Metafiction is the needle that burst the balloon in the late 1960s. The critics, for the most part, attacked the credibility of the emerging works saying, "inflated and tiresome exercises in the art of trivia", or "celebrants of unreason, chaos, and inexorable decay... a horde of mini-Jeremiahs crying havoc in the Western world" (Klinkowitz 2,7). To this Jerome Klinkowitz replies, "The shock is not how far the disruptionists have gone, but how far we had let conventional fictionists desert the true ideals of artistic construction in favor of some wholly inappropriate documentation which was never really fiction at all."

Caesar condensed the structure of realism into three words: "Vini, vedi, vici". Of course there are variations of I came, I saw, I conquered: I saw, I conquered, I went home; I went home, I saw, I conquered; I came, I saw, I fell, I got back up. With the limited variations possible, convention still demands that the story have a beginning, a middle and an end; and a plot that steers characters through unavoidable conflicts toward a crisis action and finally, a resolution. There must be a cause for every effect, there are no coincidences or accidents without a pattern. Even a villain wears the scar or carries the event that made him bitter. Realism calls for a sequential ordering of events to bring meaning to chaos, this is usually done with a timeline. By the end of the story, the hero's destiny is known and the reader has a better understanding of the universe, or rather, as Levi-Strauss said, "the illusion that he can understand the universe and that he does understand the universe. It is, of course, only an illusion" (qtd. Roemer 44). What is the significance of this? Roland Barthes holds that we are under the influence of "bourgeois myths" that promote human helplessness:

"The end of myths is to immobilize the world; they must suggest and mimic a universal order that has fixated once and for all the hierarchy of possessions. ...Myths are nothing but this ceaseless, untiring solicitation, this insidious and inflexible demand that all men recognize themselves in this image, eternal yet bearing a date, which was built of them one day as if for all time. For the Nature, in which they are locked up under the pretext of being eternalized, is nothing but a Usage. And it is this Usage, however lofty, that they must take in hand and transform."

The fate of the hero is predetermined; compromise is not an option, yet "we go so far as to praise or blame them, as if their actions were freely elected; we forget that what they intend is already done and what they are trying to change has already happened" (4). To be an effective story, it must first suspend disbelief. Reality simulation is accomplished by incorporating implied cultural or universal "truths" with familiar or historical occurrences; the reader supplies the rest. It is time to re-evaluate what is going on behind our suspended disbelieves.

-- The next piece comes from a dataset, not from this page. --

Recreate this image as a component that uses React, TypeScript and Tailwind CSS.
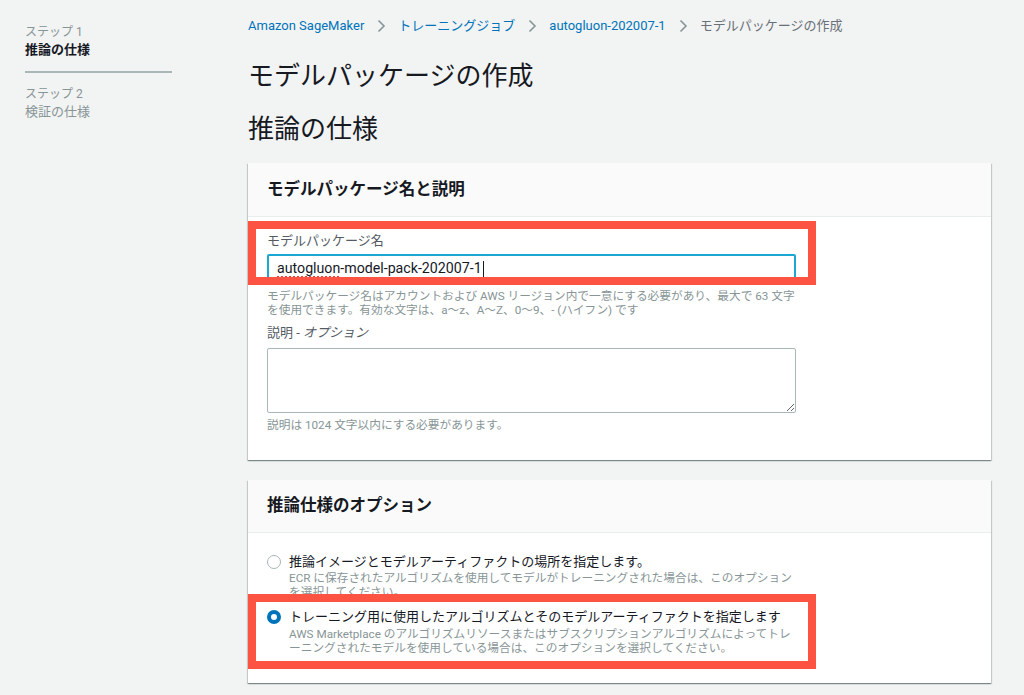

Metafiction exposes the conventions of realism, and in varying degrees, "realistic conventions supply the 'control in metafictional texts, the norm or background against which the experimental strategies can foreground themselves" (Waugh 18). One reason this is done, is to serve as a bridge between the conventional and the non conventional. In order for the reader to identify with the experimental work, the reader must find a grounding in convention. Like reading a Latin text, if the majority of the words are recognizable because of their similarity to English, it is possible to find some meaning. If the text is composed of words with no resemblance to English, the reader might, at best, be able to guess a few repetitive conjunctions. "In metafiction it is precisely the fulfillment as well as the non-fulfillment of generic expectations that provide both familiarity and the starting point for innovation" (Waugh 64).

Another reason for exposing the traditional conventions, and certainly the most important concern, is to show that the mechanics of fiction construction are similar, if not identical, to reality construction, in other words, the manipulation of realities to control the lives of characters/people. The chief characteristic of metafictional writing is its self-consciousness. When a writer, within the text, discusses his thought process or methods in writing the novel, or if the reader is spoken to by the author or one of his characters; self consciousness in writing is anything that draws attention to the fact that it is an invented reality: the conventions are exposed, laid bare. The classic example of this is John Barth's "Lost in the Funhouse". It is like a story annotated with remarks from a creative writing teacher. As the plot moves forward, it is interrupted with comments about the pace of the story, rising action, climax, resolution, the use of italics... "They should be used sparingly" (Barth 3005). Barth, a creative writing teacher himself, gives the reader a step by step guide of how the story was built within the framework of the story. The body of the story becomes transparent and the true skeleton is revealed like an x-ray.

Realism typically follows a timeline: a sequence of events that move forward to a conclusion. Although realism uses flashback scenes to explain motivation or cause for events and emotions in the story, it implies that the sequence of events, like a tumbling row of dominoes, is responsible for the conclusion. Writers such as Salmon Rushdie and Mario Vargas Llosa have pushed this logic to its illogical conclusion.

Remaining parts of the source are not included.